I am thankful I had some hard, manual labor jobs at the beginning of my working career. They made me determined to look for better ways to make a living. They (along with my wife) shook me out of a rut I was in and might have stayed in, and gave me impetus to go on to better things. I am thankful that I eventually found some very good people for whom I enjoyed working. I am thankful for the people I worked with, both good and bad. The good ones confirmed my philosophy that there ARE more good people than bad in this world, and the bad ones helped build my character to withstand and persevere against things which are wrong, and to have some ethics in life. I am thankful for the very hard and nerve wracking battles I had against unethical peers, who only cared for themselves and not others…who only cared for the numbers and not the people, and I am thankful that most of the time I won…though not always, and sometimes at a heavy cost.
I am thankful that I have had enough financial resources to live life at a “good” level, though never at a “super-secure” level. (I am not anywhere near rich…and never will be) It has taught me that envy is never a good quality. It has taught me that some of the things I coveted turned out to be unnecessary, and that the wealthiest people are not always the happiest. It has taught me that I should have paid better attention in “Economics 101” at West Georgia. It has taught me to be innovative in order to survive, and to try and help others who have even less. (And there are many, many of those out there, believe me…I feel blessed for what I have in comparison to a lot of people in this country and in this world)
Finally, I will end up by saying I am thankful that our Creator has allowed me to enjoy all these things and allows me to continue to be here and enjoy them. Thank you God.

Ancestors

I believe when I first became conscious of being an individual human being, and of having a responsibility to become “something” to the world….something of consequence, I was very afraid.  I was not even a teenager when I first had these thoughts.  “What will I be?” “What will I do?”

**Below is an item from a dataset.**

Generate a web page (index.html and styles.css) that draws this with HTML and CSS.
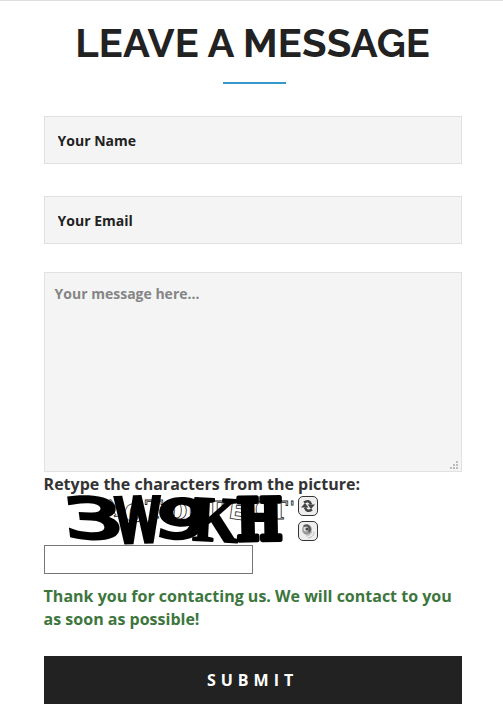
FILE: index.html
```html
<!DOCTYPE html>
<html lang="en">
<head>
<meta charset="utf-8">
<title>Leave a message</title>
<link rel="stylesheet" href="styles.css">
</head>
<body>
<main class="contact">
  <h1 class="title">LEAVE A MESSAGE</h1>
  <div class="rule"></div>
  <form class="form">
    <input class="field" type="text" placeholder="Your Name">
    <input class="field" type="text" placeholder="Your Email">
    <div class="message-wrap">
      <textarea class="message" placeholder="Your message here..."></textarea>
      <svg class="grip" width="8" height="8" fill="#bdbdbd"><path d="M6 0h2v2H6zM3 3h2v2H3zM6 3h2v2H6zM0 6h2v2H0zM3 6h2v2H3zM6 6h2v2H6z"/></svg>
    </div>
    <label class="label" for="code">Retype the characters from the picture:</label>
    <div class="captcha">
      <svg class="code" width="250" height="50" viewBox="0 0 250 50">
        <g class="outline">
          <text transform="translate(60 24) rotate(-12)">A</text>
          <text transform="translate(79 25) rotate(8)">O</text>
          <text transform="translate(101 23)">T</text>
          <text transform="translate(122 24) rotate(3)">D</text>
          <text transform="translate(143 24)">E</text>
          <text transform="translate(162 24)">T</text>
          <text class="wide" transform="translate(184 23) rotate(8)">E</text>
          <text transform="translate(207 25) rotate(-5)">C</text>
          <text transform="translate(226 24)">T</text>
          <text transform="translate(246 17) scale(.6)">'</text>
        </g>
        <text class="sans" transform="translate(22 42) rotate(2) skewX(9) scale(1.7 1)">3</text>
        <text class="sans" transform="translate(72 47) rotate(-2) scale(.84 1.08)">W</text>
        <text class="sans" transform="translate(109 41) rotate(4) skewX(-5) scale(1.5 .96)">9</text>
        <text class="serif" transform="translate(148 45) rotate(3) scale(1.05 1.15)">K</text>
        <text class="slab" transform="translate(193 45) rotate(-1) scale(.86 1.02)">H</text>
      </svg>
      <div class="tools">
        <button class="tool" type="button" aria-label="Refresh">
          <svg width="18" height="18" viewBox="0 0 18 18"><path d="M5 5.500Q10 2 12 7.500M13 12.500Q8 16 6 10.500" fill="none" stroke="#444" stroke-width="2.500"/><path d="M8.500 7.500H16L12 12zM2 10.500H9.500L6 6z" fill="#444"/></svg>
        </button>
        <button class="tool" type="button" aria-label="Listen">
          <svg width="18" height="18" viewBox="0 0 18 18"><ellipse cx="8" cy="7.500" rx="4.800" ry="5.300" fill="#999"/><path d="M4 4C7 1 12 3 12 8L10 11C9 7 7 6 4 4" fill="#555"/><circle cx="7" cy="7" r="2.500" fill="#ddd"/><circle cx="8" cy="7" r="1.500" fill="#444"/><path d="M7 14q5 0 6-5M9 16q6-1 6-6" fill="none" stroke="#bbb"/></svg>
        </button>
      </div>
    </div>
    <input class="answer" id="code" type="text">
    <p class="success">Thank you for contacting us. We will contact to you as soon as possible!</p>
    <button class="submit" type="button">SUBMIT</button>
  </form>
</main>
</body>
</html>
```
FILE: styles.css
```css
* { box-sizing: border-box; }
body {
  margin: 0;
  background: #fff;
  color: #333;
  font: 600 16px/23px "Open Sans", sans-serif;
}
.contact {
  height: 727px;
  padding: 20px 41.4px 0 43.6px;
  border-top: 1px solid #ddd;
}
.title {
  margin: 0 -20px;
  color: #222;
  font: 700 40px/44px Raleway, Lato, sans-serif;
  letter-spacing: 0.15px;
  text-align: center;
  white-space: nowrap;
}
.rule {
  width: 63px;
  height: 2px;
  margin: 17px auto 32px 179px;
  background: #3498ca;
}
.form { display: flex; flex-direction: column; }
.field {
  width: 100%;
  height: 48px;
  margin: 0 0 32px;
  padding: 0 13px;
  border: 1px solid #e1e1e1;
  border-radius: 0;
  background: #f4f4f4;
  font: 700 14px "Open Sans", sans-serif;
}
.field::placeholder { color: #222; opacity: 1; }
.field + .field { margin-bottom: 28px; }
.message-wrap { position: relative; height: 200px; }
.message {
  display: block;
  width: 100%;
  height: 200px;
  padding: 11px 10px;
  border: 1px solid #e1e1e1;
  background: #f4f4f4;
  font: 700 14px/20px "Open Sans", sans-serif;
  resize: none;
}
.message::placeholder { color: #858585; opacity: 1; }
.grip { position: absolute; right: 4px; bottom: 3px; }
.label { height: 23px; line-height: 25px; font-weight: 700; white-space: nowrap; }
.captcha { display: flex; gap: 4px; height: 50px; }
.code { display: block; }
.code text { vector-effect: non-scaling-stroke; }
.tools { display: flex; flex-direction: column; gap: 5px; padding-top: 1px; }
.tool {
  width: 20px;
  height: 20px;
  padding: 0;
  border: 1px solid #333;
  border-radius: 5px;
  background: #eee;
}
.tool svg { display: block; }
.sans {
  font: 400 55px "DejaVu Sans", sans-serif;
  stroke: #000;
  stroke-width: 5;
}
.serif {
  font: 700 56px "Liberation Serif", serif;
  stroke: #000;
  stroke-width: 2;
  stroke-linejoin: round;
}
.slab {
  font: 700 56px "DejaVu Serif", serif;
  stroke: #000;
  stroke-width: 5;
  stroke-linejoin: round;
}
.outline {
  fill: #fff;
  stroke: #222;
  stroke-width: 0.8;
  font: 700 24px "DejaVu Serif", serif;
}
.wide { font-family: "DejaVu Sans", sans-serif; }
.answer {
  width: 209px;
  height: 29px;
  border: 1px solid #767676;
  border-radius: 0;
  background: #fff;
}
.success { margin: 11px 0 25px; color: #3c763d; font-weight: 700; }
.submit {
  height: 48px;
  padding: 0;
  border: 0;
  background: #222;
  color: #fff;
  font: 700 16px "Open Sans", sans-serif;
  letter-spacing: 5px;
}
```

I wasn’t obsessive about it, just concerned.

I dabbled around with music.  I have played guitar and sang.  I sang at schools and churches.  I sang and played at functions, at skating rinks and at dances.  But, I never became a “singer” for a living, or a writer.  I tried, but I couldn’t quite get it done.  I couldn’t drive the nail into the center of the board.  I couldn’t quite close the deal.  I wasn’t in the right place at the right time.  Lord, I wish there had been a “Voice” or an “American Idol” show around in the seventies, or even the early eighties.  I’d have sure tried to get on.  I’m not sure if I would have gotten in, but I’d have tried.

I thought about sports too.  Baseball mostly.  I had some talent there, and just didn’t pursue it past my teenage years.  I became enamored of golf, and although I never was nearly as “good” at that game as I had been at baseball, it suited my goofball nature better than baseball.

I thought about these things this morning while I was sitting on the couch, drinking a cup of coffee and looking over my “Ancestry.com” account.  If you have ever dabbled with that site, I don’t have to explain what it’s all about.  It’s a place where you can plug your name and some dates into a spreadsheet of sorts and from there you plunge headlong into your ancestral past.  I’ve been playing with it for a long time now.  I’ve traced ancestors from my Dad and Mom all the way back to nearly the Middle Ages.  It’s amazing how the information has evolved over the years since I first started meddling with it.  I have found everything from Civil war soldiers to ancestors who were on the Mayflower, to Kings of England.  Most of my ancestors are more mundane, however.  Farmers, mill workers, lumberjacks and jacks of all trades.  I was working on some clues for one of my ancestors who was born in 1840 and died in 1907, when it  hit me.  That’s the same exact number of years I have been on this earth.  Then the rush of time hit me hard in the face, like a tractor trailer going seventy five.  The lifetime of that particular ancestor of mine is my lifetime.  My years.  My current number.

I wondered what their dreams were when they were 12, or 15 or 18.  I wondered what their goals for their life had been.  I wondered if they had achieved them.  I cried in my coffee because all this time I have been looking at these ancestors, it has been from a cold, impersonal and technical way.  It’s been purely from an informational standpoint, and never from a human relations one.  They were not, and are not just a name and some numbers on a page.  They were people.  People who lived and died, loved and cried, built and tore down, sang and danced, worked and played.  People who did everything I have done, and will do.  Just in a different setting and a different format.

I wonder if someday there will be a man or a woman sitting around and looking at the research which I have done on this site and thinking:  “What the hell was he thinking?”

I hope perhaps instead, that the memories I have tried to instill in those loved ones around me will be remembered, as my Grandma used to say, “until I pass out of memory”  Once that happens, I’ll be just like my dear relative who lived 67 years, during the Civil War and much strife and pain in this country…..I’ll be just a name and a number on a page somewhere, or on a stone perhaps.